Treating Corns Wrong Could Lead to Serious Problems
Deidre writes: I tried to get rid of two corns, one on each of my second toes. First, by using a drugstore corn remover medication and then with a tca peel. Now both my toes are extremely darker than all the other toes (my toes look burnt) and the corns are still there. I now wear better shoes and i scrub it everyday, but nothing.
Dr. Nirenberg replies:
A corn on our toe or between our toes can be very painful, and can interfere with our ability to walk normally. However, corn remover products are not always the best solution and may, in fact, prove harmful.
When a corns forms on our toe it is usually the result of an abnormality or misalignment of the bones inside the toe. The bone under the area of the corn may be abnormal and may have a spur or some other kind of growth, or the toe itself may be bending (contracting) and you may have a mallet toe or hammertoe deformity. A deformity of the toe or misalignment of the bones causes pressure on the skin from within and rather than the skin breaking open, it toughens and forms the corn (to protect it). A hammertoe (or mallet toe) is the number one cause of corns on the toes. Often patients may have several hammertoes, but not all of them will have a corn.
Corns can also form in response to pressure from outside our foot, such as when a tight-fitting shoe rubs on the toe. Again, the skin will toughen and the corn will protect the skin from the opening.
Many drugstore remedies for corns use a medicated solution to soften and remove the corn. These “medications” are usually an acid that burns away the corn. Putting acid on a corn (or burning the corn) will make the corn look burnt, as you describe. The problem is, if you use too much acid it can burn through the skin. In my podiatry practice, I have even seen patients put on so much acid that it burned to bone and/or caused infection or gangrene. Some patients have needed the toe amputated. Essentially, the acid does not stop after destroying the corn and goes through the good tissue, resulting in gangrene or infection in the toe or worse, the bone.
The other problem with using these remedies is that the patient is not addressing the corn’s cause: the bone. At best, the acid is briefly alleviating the corn. Without addressing the bone beneath the corn, the corn is likely to return. For all these reasons, I advise patients never to use drugstore medications for corns.

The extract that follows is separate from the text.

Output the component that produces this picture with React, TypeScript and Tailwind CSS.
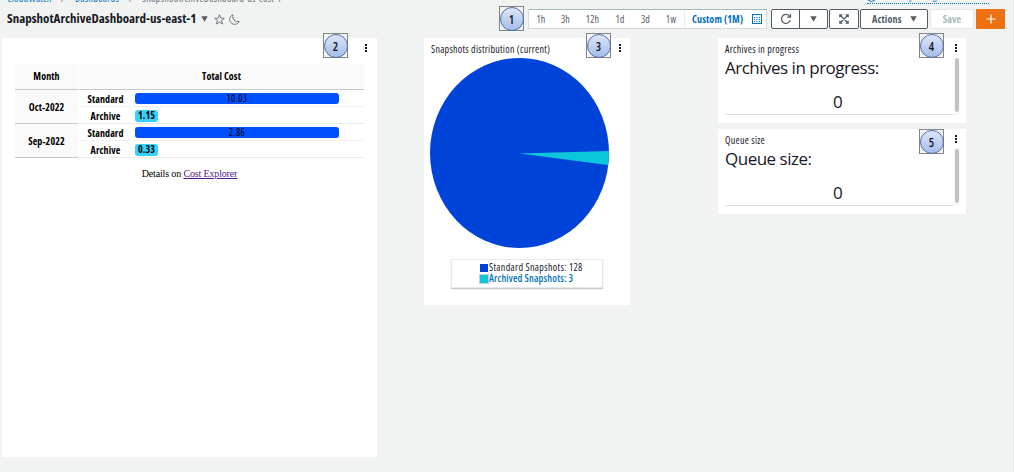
import type { ReactNode } from 'react';
import { clsx } from 'clsx';

const ranges = [
  { label: '1h', width: 'w-[24px]' },
  { label: '3h', width: 'w-[25px]' },
  { label: '12h', width: 'w-[29px]' },
  { label: '1d', width: 'w-[26px]' },
  { label: '3d', width: 'w-[25px]' },
  { label: '1w', width: 'w-[26px]' },
];

const costs = [
  { month: 'Oct-2022', standard: '10.03', archive: '1.15' },
  { month: 'Sep-2022', standard: '2.86', archive: '0.33' },
];

function Marker({ n, className }: { n: number; className: string }) {
  return (
    <div
      className={clsx(
        'absolute z-10 flex h-[25px] w-[25px] items-center justify-center border border-[#858585] bg-[#f4f5f6]',
        className,
      )}
    >
      <div className="flex h-[24px] w-[24px] shrink-0 items-center justify-center rounded-full border border-[#526fa8] bg-linear-to-b from-[#dce6f8] to-[#a5bdea] pt-[2px] text-[12px] font-semibold text-[#101828]">
        {n}
      </div>
    </div>
  );
}

function Kebab({ className }: { className: string }) {
  return (
    <div className={clsx('absolute flex flex-col gap-[1px]', className)}>
      <span className="h-[2px] w-[2px] bg-[#16191f]" />
      <span className="h-[2px] w-[2px] bg-[#16191f]" />
      <span className="h-[2px] w-[2px] bg-[#16191f]" />
    </div>
  );
}

function Caret() {
  return (
    <svg width="7" height="6" viewBox="0 0 7 6" className="shrink-0" fill="#545b64">
      <path d="M.3.3h6.4L3.5 5.8z" />
    </svg>
  );
}

function Breadcrumbs() {
  return (
    <div className="flex h-[4px] overflow-hidden text-[10px] tracking-[0.3px] text-[#687078]">
      <div className="-mt-[8px] flex h-[12px] items-center pl-[7px] leading-[12px] whitespace-nowrap">
        <span className="w-[54px] text-[#0073bb]">CloudWatch</span>
        <span className="w-[14px]">/</span>
        <span className="w-[54px] text-[#0073bb]">Dashboards</span>
        <span className="w-[13px]">/</span>
        <span>SnapshotArchiveDashboard-us-east-1</span>
      </div>
    </div>
  );
}

function Toolbar() {
  return (
    <div className="flex h-[20px] text-[10px] font-semibold tracking-[0.15px] text-[#545b64]">
      <div className="flex w-[239px] items-center border border-[#d5dbdb] border-t-[#aab7b8] bg-white font-medium">
        {ranges.map((r) => (
          <span key={r.label} className={clsx('text-center', r.width)}>
            {r.label}
          </span>
        ))}
        <div className="flex h-full items-center border-l border-[#eaeded] pl-[7px] font-bold whitespace-nowrap text-[#0073bb]">
          <span className="w-[60px]">Custom (1M)</span>
          <svg width="10" height="10" viewBox="0 0 10 10" className="shrink-0" fill="none" stroke="#0073bb">
            <rect x=".5" y=".5" width="9" height="9" />
            <path d="M2 3.5h6M2 5.5h6M2 7.5h6" strokeDasharray="1.2 1.2" />
          </svg>
        </div>
      </div>
      <div className="ml-[4px] flex w-[57px] rounded-[2px] border border-[#545b64] bg-white">
        <div className="flex w-[28px] items-center justify-center border-r border-[#545b64]">
          <svg width="12" height="12" viewBox="0 0 12 12" fill="none" stroke="#545b64" strokeWidth="1.2">
            <path d="M10.3 7.2A4.5 4.5 0 1 1 9.2 2.8L10.4 4M10.5 1v3.2H7.3" />
          </svg>
        </div>
        <div className="flex flex-1 items-center justify-center">
          <Caret />
        </div>
      </div>
      <div className="ml-[1px] flex w-[30px] items-center justify-center rounded-[2px] border border-[#545b64] bg-white">
        <svg width="10" height="10" viewBox="0 0 10 10" fill="none" stroke="#545b64" strokeWidth="1.2">
          <path d="M.8 3.3V.8h2.5M6.7.8h2.5v2.5M9.2 6.7v2.5H6.7M3.3 9.2H.8V6.7M1 1l8 8M9 1L1 9" />
        </svg>
      </div>
      <div className="ml-[1px] flex w-[68px] items-center justify-between rounded-[2px] border border-[#545b64] bg-white pr-[10px] pl-[11px] font-bold">
        <span>Actions</span>
        <Caret />
      </div>
      <div className="ml-[2px] flex w-[44px] items-center justify-center rounded-[2px] border border-[#e3e7e7] bg-white font-bold text-[#aab7b8]">
        Save
      </div>
      <div className="ml-[2px] flex w-[29px] items-center justify-center rounded-[1px] bg-[#ec7211]">
        <svg width="10" height="10" viewBox="0 0 10 10" stroke="#fff" strokeWidth="1.2">
          <path d="M5 .5v9M.5 5h9" />
        </svg>
      </div>
    </div>
  );
}

function CostTable() {
  return (
    <div className="pt-[26px] pr-[13px] pl-[13px] text-center text-[10px] font-bold tracking-[0.1px] text-black">
      <div className="flex gap-[1px]">
        <div className="flex h-[26px] w-[63px] items-center justify-center border-b border-[#c9c9c9] bg-[#fafafa]">
          Month
        </div>
        <div className="flex h-[26px] flex-1 items-center justify-center border-b border-[#c9c9c9] bg-[#fafafa]">
          Total Cost
        </div>
      </div>
      {costs.map((c) => (
        <div key={c.month} className="flex gap-[1px]">
          <div className="flex h-[34px] w-[63px] items-center justify-center border-b border-[#c9c9c9] bg-[#fafafa] pt-[2px]">
            {c.month}
          </div>
          <div className="w-[53px]">
            <div className="flex h-[17px] items-center justify-center border-b border-[#f0f0f0] pt-[2px]">
              Standard
            </div>
            <div className="flex h-[17px] items-center justify-center border-b border-[#eaeaea] pt-[2px]">
              Archive
            </div>
          </div>
          <div className="flex-1">
            <div className="flex h-[17px] items-center border-b border-[#f0f0f0] pt-[1px] pl-[2px]">
              <div className="flex h-[11px] w-[204px] items-center justify-center rounded-[3px] bg-[#0050ff] font-medium tracking-[0.35px]">
                {c.standard}
              </div>
            </div>
            <div className="flex h-[17px] items-center border-b border-[#eaeaea] pt-[1px] pl-[2px]">
              <div className="flex h-[12px] w-[23px] items-center justify-center rounded-[3px] bg-[#33d3fb]">
                {c.archive}
              </div>
            </div>
          </div>
        </div>
      ))}
      <p className="mt-[9px] font-['Liberation_Serif',serif] text-[10px] leading-[14px] font-normal tracking-[-0.15px]">
        Details on <span className="text-[#551a8b] underline">Cost Explorer</span>
      </p>
    </div>
  );
}

function Distribution() {
  return (
    <>
      <h2 className="h-[20px] pt-[5px] pl-[7px] text-[10px] leading-[13px] tracking-[0.28px] whitespace-nowrap text-[#16191f]">
        Snapshots distribution (current)
      </h2>
      <svg width="179" height="190" viewBox="0 0 179 190" className="ml-[6px]">
        <ellipse cx="89.5" cy="95" rx="89.5" ry="95" fill="#0043d9" />
        <path d="M89.5 95.5L179 93A89.5 95 0 0 1 177.9 107z" fill="#0cc7dc" />
      </svg>
      <div className="mt-[11px] ml-[27px] h-[29px] w-[152px] border border-[#e6e9e9] bg-white pt-[2px] pl-[28px] text-[10px] leading-[11px] tracking-[0.35px] whitespace-nowrap shadow-[0_1px_1px_#c5cbcb]">
        <div className="flex items-center gap-[1px] text-[#16191f]">
          <span className="h-[8px] w-[8px] bg-[#0043d9]" />
          Standard Snapshots: 128
        </div>
        <div className="flex items-center gap-[1px] text-[#0073bb]">
          <span className="h-[8px] w-[8px] bg-[#0cc7dc] outline outline-[#c8cfcf]" />
          <span className="font-semibold tracking-[0.2px]">Archived Snapshots: 3</span>
        </div>
      </div>
    </>
  );
}

function CountPanel({ title, children }: { title: string; children: ReactNode }) {
  return (
    <section className="relative h-[85px] bg-white pt-[5px] pl-[7px]">
      <h2 className="text-[10px] leading-[13px] tracking-[0.28px] text-[#16191f]">{title}</h2>
      <div className="flex h-[59px] w-[235px] justify-between text-[17px] tracking-[-0.5px] text-[#16191f] [font-stretch:normal]">
        <div className="h-[59px] w-[228px] border-b border-[#dcdcdc]">
          <p className="h-[35px] leading-[23px]">{title}:</p>
          <p className="leading-[22px]">{children}</p>
        </div>
        <div className="flex w-[7px] justify-center bg-[#fafafa]">
          <span className="mt-[2px] h-[54px] w-[4px] rounded-full bg-[#c1c1c1]" />
        </div>
      </div>
      <Kebab className="top-[6px] left-[237px]" />
    </section>
  );
}

export default function App() {
  return (
    <div className="relative h-[472px] w-[1014px] overflow-hidden border-r border-[#e3e7e7] bg-[#f1f3f3] font-['Open_Sans','Noto_Sans',sans-serif] [font-stretch:75%]">
      <div className="flex h-[4px] justify-between">
        <Breadcrumbs />
        <div className="mr-[24px] h-[4px] w-[122px] overflow-hidden border-b border-dotted border-[#0073bb] text-[9px] text-[#0073bb]">
          <div className="-mt-[9px] flex h-[12px] items-center gap-[3px] leading-[12px] whitespace-nowrap">
            <span className="h-[9px] w-[9px] shrink-0 rounded-full border border-[#0073bb]" />
            Switch to your original interface
          </div>
        </div>
      </div>
      <header className="flex h-[34px] justify-between pt-[5px] pr-[8px] pl-[7px]">
        <div className="flex h-[20px] items-center">
          <h1 className="w-[194px] text-[13px] font-bold whitespace-nowrap text-[#16191f]">
            SnapshotArchiveDashboard-us-east-1
          </h1>
          <Caret />
          <svg width="11" height="11" viewBox="0 0 11 11" className="ml-[6px]" fill="none" stroke="#545b64" strokeWidth=".8">
            <path d="M5.5.8l1.3 3.3 3.5.2-2.7 2.2.9 3.5-3-1.9-3 1.9.9-3.5L.7 4.3l3.5-.2z" />
          </svg>
          <svg width="11" height="11" viewBox="0 0 11 11" className="ml-[4px]" fill="none" stroke="#545b64" strokeWidth=".8">
            <path d="M4 .8C2.9 4.8 5.7 8.4 10.3 7.5 8.8 10.5 4.4 11.5 2 8.7-.4 6 .7 2 4 .8z" />
          </svg>
        </div>
        <Toolbar />
      </header>
      <main className="flex items-start pl-[2px]">
        <section className="relative h-[419px] w-[375px] bg-white">
          <CostTable />
          <Kebab className="top-[6px] left-[363px]" />
        </section>
        <section className="relative ml-[47px] h-[267px] w-[206px] bg-white">
          <Distribution />
          <Kebab className="top-[6px] left-[195px]" />
        </section>
        <div className="ml-[88px] flex w-[248px] flex-col gap-[6px]">
          <CountPanel title="Archives in progress">
            <span className="pl-[108px]">0</span>
          </CountPanel>
          <CountPanel title="Queue size">
            <span className="pl-[108px]">0</span>
          </CountPanel>
        </div>
      </main>
      <Marker n={1} className="top-[6px] left-[499px]" />
      <Marker n={2} className="top-[33px] left-[323px]" />
      <Marker n={3} className="top-[33px] left-[586px]" />
      <Marker n={4} className="top-[33px] left-[919px]" />
      <Marker n={5} className="top-[129px] left-[919px]" />
    </div>
  );
}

Whether your corns are due to hammertoes, mallet toes, spurs or other bone problems, you do not have to live with them.
The best treatment for corns is to pad them with moleskin, wear loose fitting shoes and have a good podiatrist examine your foot. The podiatrist will take an x-ray and you will immediately see how the bone is causing the painful corn or corns. From there, the doctor will explain the treatment options for the corn.